Ketika pertumbuhan meleset dari target, penerimaan perpajakan tertekan; ketika ICP di luar perkiraan, beban subsidi atau kompensasi energi melonjak; ketika nilai tukar melemah melebihi asumsi, pembayaran bunga utang valas membengkak; dan ketika lifting migas tak tercapai, PNBP dari sumber daya alam langsung terpangkas. Rangkaian deviasi inilah yang secara historis memaksa pemerintah melakukan penyesuaian kebijakan fiskal di tengah tahun, menggerus kredibilitas perencanaan anggaran.

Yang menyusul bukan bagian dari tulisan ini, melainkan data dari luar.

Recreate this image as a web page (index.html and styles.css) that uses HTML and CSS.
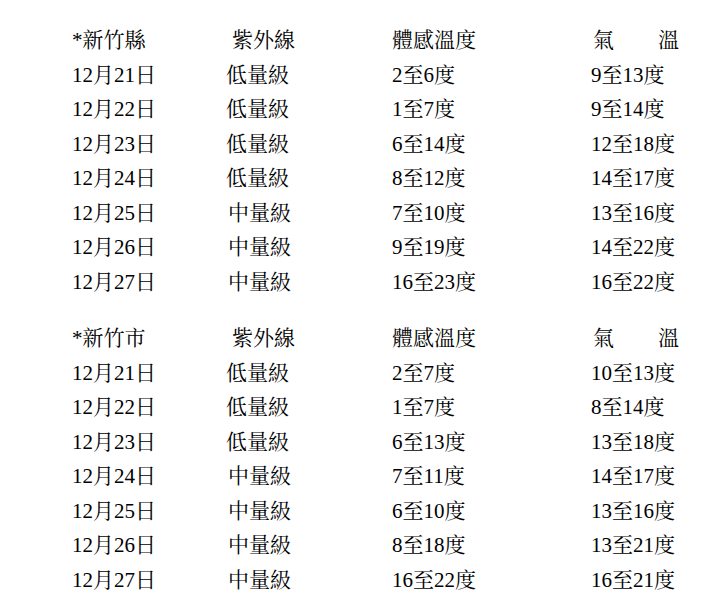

Target pertumbuhan ekonomi 5,4% tergolong optimistis mengingat berbagai tantangan struktural yang masih dihadapi dan lebih tinggi dari proyeksi pertumbuhan 2025 yang cenderung melemah ke kisaran 4,7-4,8% menurut CORE Indonesia. Tantangan terbesar datang dari moderasi konsumsi rumah tangga yang masih dibayangi pemulihan daya beli, melemahnya permintaan global untuk ekspor, dan investasi yang belum konsisten tumbuh di atas 5%. Tanpa percepatan signifikan di industri pengolahan dan sektor jasa bernilai tambah, target ini rentan tidak tercapai (undershooting) seperti yang terjadi pada periode 2020–2024.
Asumsi inflasi 2,5% menghadapi sejumlah tantangan terkait volatilitas harga pangan dan keterbatasan ruang penyesuaian harga energi bersubsidi. Pengalaman 2024 menunjukkan inflasi bahan makanan sempat menembus 5% secara tahunan akibat dampak El Niño, terganggunya pasokan domestik, dan tingginya ketergantungan pada impor komoditas strategis. Proyeksi inflasi rendah juga membatasi ruang pemerintah untuk melakukan penyesuaian harga energi bersubsidi yang diperlukan untuk mengurangi beban subsidi, berpotensi menggerus ruang belanja produktif.
Asumsi nilai tukar rupiah Rp 16.500/USD menghadapi risiko besar akibat lemahnya efektivitas kebijakan Devisa Hasil Ekspor (DHE) dan tekanan eksternal. Implementasi DHE belum mampu mendorong penguatan rupiah secara berkelanjutan karena kepatuhan eksportir yang bervariasi, tingginya proporsi pembayaran impor, dan derasnya arus keluar modal portofolio saat ketidakpastian global meningkat. Dengan tren depresiasi rupiah selama dua tahun terakhir dan kemungkinan The Fed menunda penurunan suku bunga, risiko rupiah keluar dari kisaran asumsi tetap besar.